Joachim Badenhorst boekte het afgelopen jaar een aanzienlijke vooruitgang. De deeltijds in New York wonende rietblazer stond vooralsnog geboekstaafd als aanstormend talent, maar heeft zich in 2011 met enkele interessante releases op gerenommeerde labels, een succesvolle collaboratie met Tony Malaby en een gesmaakte carte blanche tijdens het drukbezochte improvisatiefestival Follow the Sound in deSingel, van dat etiket losgewrikt. De trio-cd ‘Donkere Golven’, in samenwerking met trombonist Steve Swell en drummer/percussionst Ziv Ravitz, is het sluitende bewijs dat er vanaf nu rekening moet worden gehouden met de dertigjarige Antwerpenaar.
De kiem van deze Belgisch-Amerikaans-Israëlische samenwerking onder de naam International Trio, werd enkele jaren geleden gelegd. De elf tracks waarmee ‘Donkere Golven’ werd samengesteld dateren van twee sessies die in 2009 en 2010 plaatsvonden in Douglass Street Music Collective, een soort kunstenwerkplaats in Brooklyn, gerund door muzikanten. Het betreft hier trio-improvisaties, die weliswaar af en toe een gecomponeerd element bevatten, maar voor de rest weinig muzikale restricties kennen. Een opvallende rol is weggelegd voor Ziv Ravitz, die veel belang hecht aan een perfecte afstelling van zijn drumkit. Reeds in de openingsmaten wordt de luisteraar geconfronteerd met heel zuivere en vol klinkende mallet-slagen op de toms, in combinatie met een diepe basdrum en het zacht ruisen van de hi-hat. Ook in het toepasselijk getitelde ‘Tak Tak’ herinnert Ravitz (met de borstels deze keer) iedereen eraan dat zorgvuldig gestemde drumvellen resulteren in een prachtige, homogene klankrijkdom.
Badenhorst en Swell breiden het klankspectrum nog wat verder uit. In de titeltrack spiraliseert de Antwerpenaar zijn basklarinet met boven- en neventonen rond de geschraapte cimbaal van Ravitz en zorgt zo voor een transformerende drone, die na vier minuten wordt verrijkt met een circulair aangeblazen trombone. In het daaropvolgende ‘Qara’ gaat het trio op datzelfde elan door. Hijgende, zuigende, kreunende, reutelende en ritselende klanken zorgen voor een korte, geïmproviseerde geluidscollage met een mooie, dynamische spanningsboog. De improvisaties worden overigens nooit nodeloos gerekt - nergens wordt de grens van zeven minuten overschreden - wat ‘Donkere Golven’ beter verteerbaar maakt dan de meeste platen in het genre.

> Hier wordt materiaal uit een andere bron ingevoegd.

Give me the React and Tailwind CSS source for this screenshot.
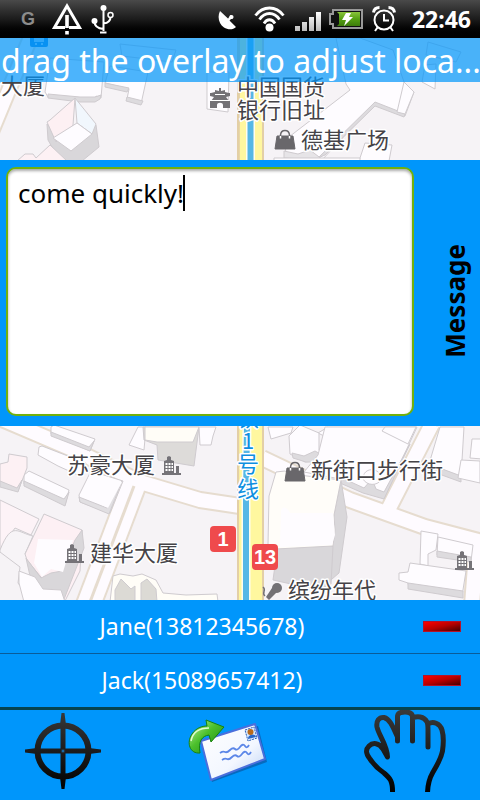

Maar dat maakt van deze plaat nog geen easy listening. Wel integendeel, dankzij de driftig tegen elkaar opkwetterende blazers is het vaak een nerveus gedoe. De dialogen tussen klarinet/sax en trombone zijn een kluwen van onvoorspelbare bochten waarin de creativiteit domineert en het siert Badenhorst en Swell dat ze daarbij nooit hervallen in een schreeuwerig dovemansgesprek. Ook hier is een pluim voor Ravitz overigens op zijn plaats. De Israëliër zorgt met zijn partijen niet alleen voor dynamische impulsen maar schildert en kleurt ook met zijn drums, en vormt zo een derde melodische stem in het geheel. Het trio oogst met deze formule veel bijval in hoogtepunten als ‘Monkey Talk’ en het eerder genoemde ‘Tak Tak’.
Ondanks dat de plaat uit afzonderlijke stukken bestaat en dat er tussen de twee opnamesessies een gat zit van een half jaar, voelt ‘Donkere Golven’ toch aan als een coherent geheel. De drie muzikanten laten geen brede waaier aan improvisatietechnieken horen maar zweren trouw aan de eigen esthetiek. Het resultaat is een plaat met karakter, die gelukkig veel meer creativiteit en inventiviteit bevat dan de wat lukraak gekozen groepsnaam laat vermoeden.